In his twelfth life, age six, Harry describes physically remembering the trauma of being tortured, and wonders "why my body refused to forget a thing which my mind had long since passed on by." That seems like having the cake and eat it. Make up your mind, North: as trauma has physical effects on the body, and if the mind can pass those by, how come another body feels it in another life?
There are other examples, but I'll leave it at that.
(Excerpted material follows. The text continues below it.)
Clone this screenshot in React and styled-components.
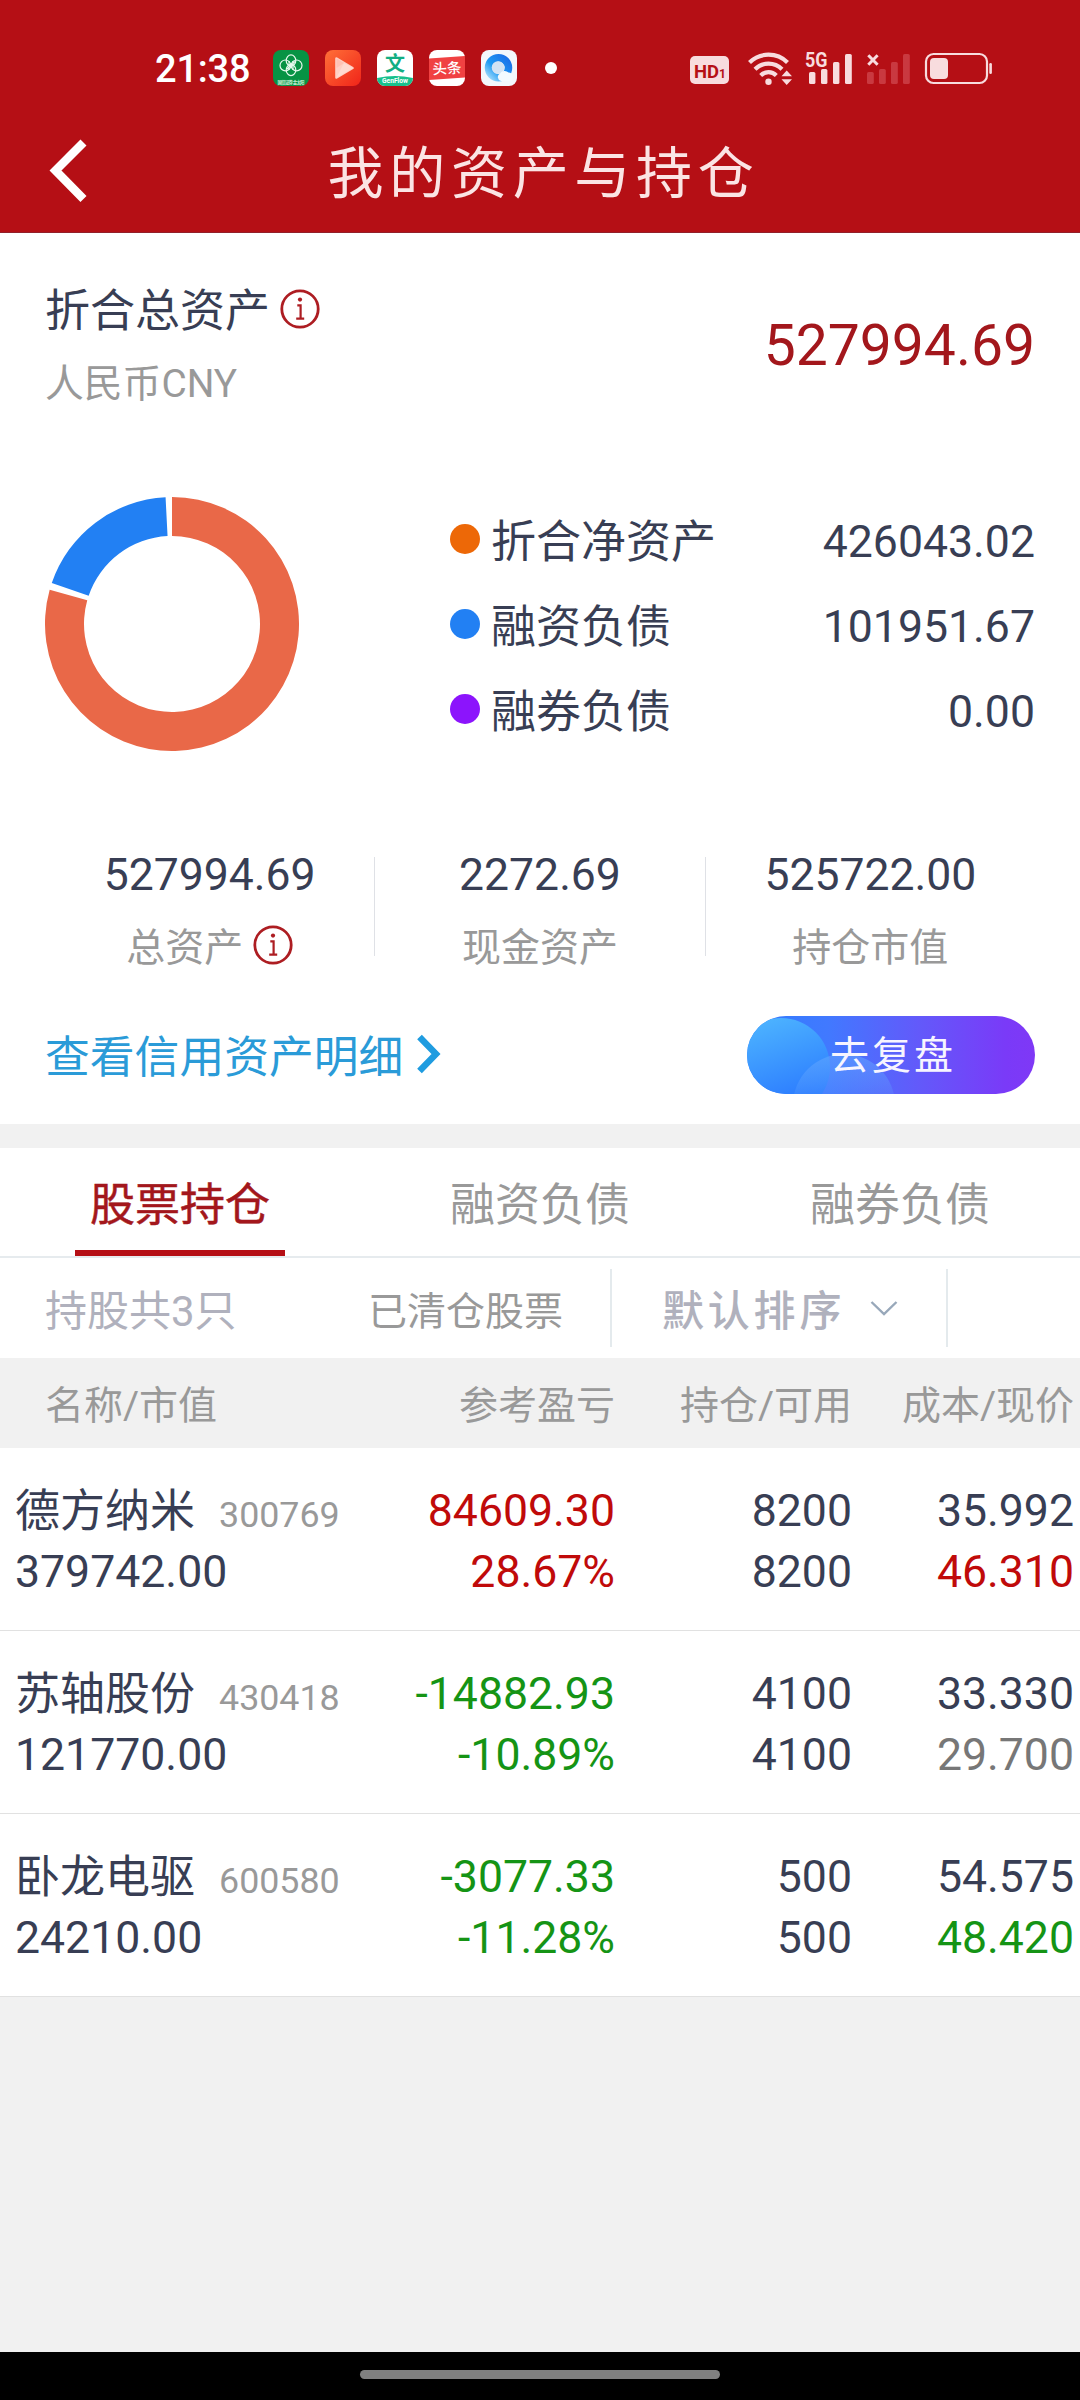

2) At certain points in the novel, Harry, as a "mind", is over 800 years old. I'm closer to 50 than to 40 when I'm writing this. If I consider what I have learned just the last decade of my life, I have to say Harry is a very, very superficial dude, even at 600 or 800. The character radiates no wisdom at all, doesn't have a single drop of insight in the nature of life or reality or consciousness or ethics or love or whatever it is that makes life worth living. Not that he's a nihilist, even though he claims that he is convinced "of the truth of nothingness" after he spend a full life searching for answers and meaning in religions around the globe. That seemingly deep thought about "nothingness" is never explored in the book, nor does Harry's actions convey his conviction. At 28, Claire North probably had enough chops to construct a clever plot, but she seems to have lacked the wits to write a believable character that should be way more wise than he acts. Harry does drown a 15-year old boy though, in the blink of an eye, and considers to kill an innocent orphan too. Not sure how he feels about all that. North doesn't explain.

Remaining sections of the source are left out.